Zygmunt Bauman, University Of Leeds Professor Emeritus Of Sociology, LIFE IN FRAGMENTS: ESSAYS IN POSTMODERN MORALITY, 95, p. 29-33.

But what is that `development' developing? One may say that the most conspicuously `developing' under `development' is the distance between what men and women make and what they need to appropriate and use in order to stay alive (however the `staying alive' may translate under the circumstances). Most obviously, `development' develops the dependency of men and women on things and events they can neither produce, control, see nor understand.
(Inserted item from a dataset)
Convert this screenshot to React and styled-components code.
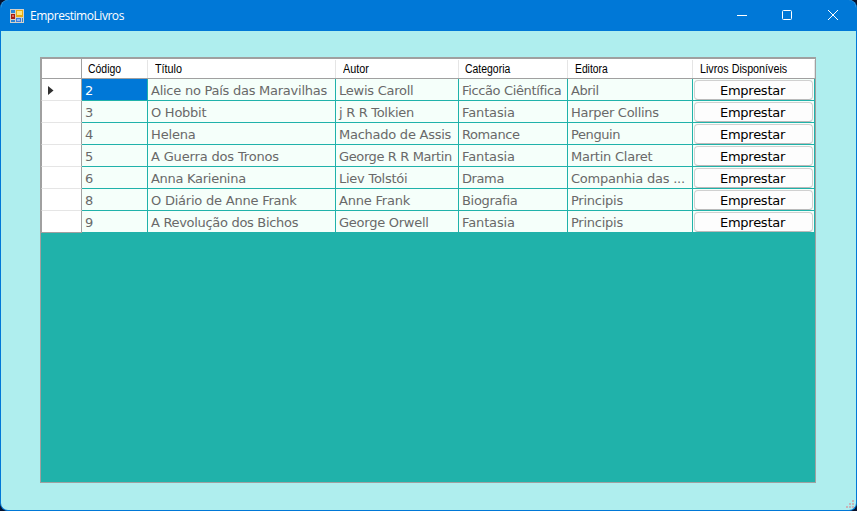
import React from "react";
import styled, { createGlobalStyle } from "styled-components";

const GlobalStyle = createGlobalStyle`
  * { box-sizing: border-box; }
  body { margin: 0; background: #06122e; overflow: hidden; }
`;

const Window = styled.div`
  display: flex;
  flex-direction: column;
  width: 857px;
  height: 511px;
  background: #afeeee;
  border: 1px solid #0078d7;
  border-top: 0;
  border-radius: 8px;
  overflow: hidden;
`;

const TitleBar = styled.header`
  display: flex;
  align-items: center;
  flex: 0 0 31px;
  margin: 0 -1px;
  padding-left: 10px;
  background: #0078d7;
`;

const Title = styled.h1`
  flex: 1;
  margin: 0 0 0 6px;
  font: 400 12px/16px "Open Sans", sans-serif;
  letter-spacing: -0.46px;
  color: #fff;
`;

const Controls = styled.div`
  display: flex;
  height: 31px;
`;

const ControlButton = styled.button`
  display: grid;
  place-items: center;
  width: ${(p) => p.$width}px;
  height: 31px;
  padding: 0 0 1px;
  border: 0;
  background: transparent;
`;

const Client = styled.main`
  position: relative;
  flex: 1;
  padding: 26px 40px 27px 39px;
`;

const Grid = styled.div`
  height: 426px;
  background: #20b2aa;
  border: 1px solid #a0a0a0;
`;

const Row = styled.div`
  display: grid;
  grid-template-columns: 41px 66px 188px 123px 109px 125px 122px;
  grid-template-rows: ${(p) => (p.$head ? 21 : 22)}px;
`;

const RowHeader = styled.div`
  display: flex;
  align-items: center;
  padding: 2px 0 0 6px;
  background: #fff;
  border-left: 1px solid #a0a0a0;
  border-right: 1px solid #a0a0a0;
  border-top: ${(p) => (p.$head ? "1px solid #a0a0a0" : "0")};
  border-bottom: 1px solid ${(p) => (p.$edge ? "#a0a0a0" : "#e5e5e5")};
`;

const HeaderCell = styled.div`
  padding-left: ${(p) => p.$inset || 7}px;
  background: linear-gradient(#e5e5e5, #e5e5e5) right bottom / 1px 18px no-repeat #fff;
  border-top: 1px solid #a0a0a0;
  border-bottom: 1px solid #a0a0a0;
`;

const HeaderLabel = styled.span`
  display: block;
  width: max-content;
  font: 400 12px/20px "Liberation Sans", Arial, sans-serif;
  transform: scaleX(${(p) => p.$stretch});
  transform-origin: left;
  white-space: nowrap;
  color: #000;
`;

const Cell = styled.div`
  padding-left: ${(p) => (p.$button ? 0 : 3)}px;
  background: ${(p) => (p.$selected ? "#0078d7" : "#f5fffa")};
  border-right: 1px solid #20b2aa;
  border-bottom: 1px solid #20b2aa;
  font: 400 13px/23px "DejaVu Sans", Verdana, sans-serif;
  letter-spacing: ${(p) => p.$spacing || 0}px;
  white-space: nowrap;
  color: ${(p) => (p.$selected ? "#fff" : "#696969")};
`;

const LendButton = styled.button`
  display: block;
  width: 119px;
  height: 20px;
  margin: 1px 0 0 1px;
  padding: 1px 2px 0 0;
  background: #fdfdfd;
  border: 1px solid #d0d0d0;
  border-bottom-color: #bababa;
  border-radius: 4px;
  font: 400 13px/17px "DejaVu Sans", Verdana, sans-serif;
  letter-spacing: -0.25px;
  color: #000;
`;

const Grip = styled.svg`
  position: absolute;
  right: 1px;
  bottom: 1px;
`;

const headers = [
  ["Código", 0.87, 6],
  ["Título", 0.9],
  ["Autor", 0.9],
  ["Categoria", 0.87, 6],
  ["Editora", 0.86],
  ["Livros Disponíveis", 0.895],
];

// Each entry is a cell text with its tracking.
const books = [
  [["2", 0], ["Alice no País das Maravilhas", -0.25], ["Lewis Caroll", -0.25], ["Ficcão Ciêntífica", -0.36], ["Abril", -0.4]],
  [["3", 0], ["O Hobbit", -0.25], ["j R R Tolkien", -0.3], ["Fantasia", -0.12], ["Harper Collins", -0.28]],
  [["4", 0], ["Helena", -0.15], ["Machado de Assis", -0.25], ["Romance", -0.4], ["Penguin", -0.4]],
  [["5", 0], ["A Guerra dos Tronos", -0.16], ["George R R Martin", -0.38], ["Fantasia", -0.12], ["Martin Claret", -0.23]],
  [["6", 0], ["Anna Karienina", -0.28], ["Liev Tolstói", -0.25], ["Drama", -0.4], ["Companhia das ...", -0.22]],
  [["8", 0], ["O Diário de Anne Frank", -0.22], ["Anne Frank", -0.2], ["Biografia", -0.3], ["Principis", -0.25]],
  [["9", 0], ["A Revolução dos Bichos", -0.31], ["George Orwell", -0.25], ["Fantasia", -0.12], ["Principis", -0.25]],
];

function AppIcon() {
  return (
    <svg width="14" height="14" viewBox="0 0 14 14" shapeRendering="crispEdges">
      <rect width="14" height="14" fill="#d4d0c8" />
      <rect x="1" y="1" width="4" height="3" fill="#2a86d8" />
      <rect x="1" y="5" width="4" height="5" fill="#a81c10" />
      <rect x="2" y="6" width="2" height="2" fill="#e06858" />
      <rect x="6" y="1" width="7" height="7" fill="#e8ac10" />
      <rect x="7" y="2" width="5" height="4" fill="#ffe480" />
      <rect x="1" y="11" width="4" height="2" fill="#2a86d8" />
      <rect x="6" y="9" width="5" height="4" fill="#3c7ce0" />
      <rect x="7" y="10" width="3" height="2" fill="#8ab8f8" />
      <rect x="12" y="9" width="1" height="4" fill="#2a86d8" />
    </svg>
  );
}

export default function App() {
  return (
    <>
      <GlobalStyle />
      <Window>
        <TitleBar>
          <AppIcon />
          <Title>EmprestimoLivros</Title>
          <Controls>
            <ControlButton $width={46} aria-label="Minimizar">
              <svg width="10" height="10"><path d="M0 5.5h10" stroke="#fff" /></svg>
            </ControlButton>
            <ControlButton $width={44} aria-label="Maximizar">
              <svg width="10" height="10"><rect x=".5" y=".5" width="9" height="9" rx="1" fill="none" stroke="#fff" /></svg>
            </ControlButton>
            <ControlButton $width={48} aria-label="Fechar">
              <svg width="10" height="10"><path d="M0 0l10 10M10 0L0 10" stroke="#fff" /></svg>
            </ControlButton>
          </Controls>
        </TitleBar>
        <Client>
          <Grid>
            <Row $head>
              <RowHeader $head $edge />
              {headers.map(([label, stretch, inset]) => (
                <HeaderCell key={label} $inset={inset}>
                  <HeaderLabel $stretch={stretch}>{label}</HeaderLabel>
                </HeaderCell>
              ))}
            </Row>
            {books.map((book, i) => (
              <Row key={i}>
                <RowHeader $edge={i === books.length - 1}>
                  {i === 0 && (
                    <svg width="6" height="9"><path d="M0 0l5.5 4.5L0 9z" fill="#303030" /></svg>
                  )}
                </RowHeader>
                {book.map(([text, spacing], c) => (
                  <Cell key={c} $spacing={spacing} $selected={i === 0 && c === 0}>{text}</Cell>
                ))}
                <Cell $button>
                  <LendButton>Emprestar</LendButton>
                </Cell>
              </Row>
            ))}
          </Grid>
          <Grip width="9" height="9" fill="#c8b4b8" shapeRendering="crispEdges">
            <path d="M6 0h2v2h-2zM3 3h2v2h-2zM6 3h2v2h-2zM0 6h2v2h-2zM3 6h2v2h-2zM6 6h2v2h-2z" />
          </Grip>
        </Client>
      </Window>
    </>
  );
}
Other humans' deeds send long waves which, when they reach the doorsteps, look strikingly like floods and other natural disasters; like them they come from nowhere, unannounced, and like them they make a mockery of foresight, cunning and prudence. However sincerely the planners may believe that they are, or at least can be, in control, and however strongly they believe that they see order in the flow of things ‑ for the victims (the `objects' of development) the change opens up the floodgates through which chaos and contingency pour into their, once orderly, lives. They feel lost now where once they felt at home. For the planners a disenchantment ‑ for them enchantment; a mind‑boggling mystery now wrapping tightly the once homely, transparent and familiar world. Now they do not know how to go on; and they do not trust their feet not steady enough to hold to the shifting and wobbly ground. They need props ‑ guides, experts, instructors, givers of commands.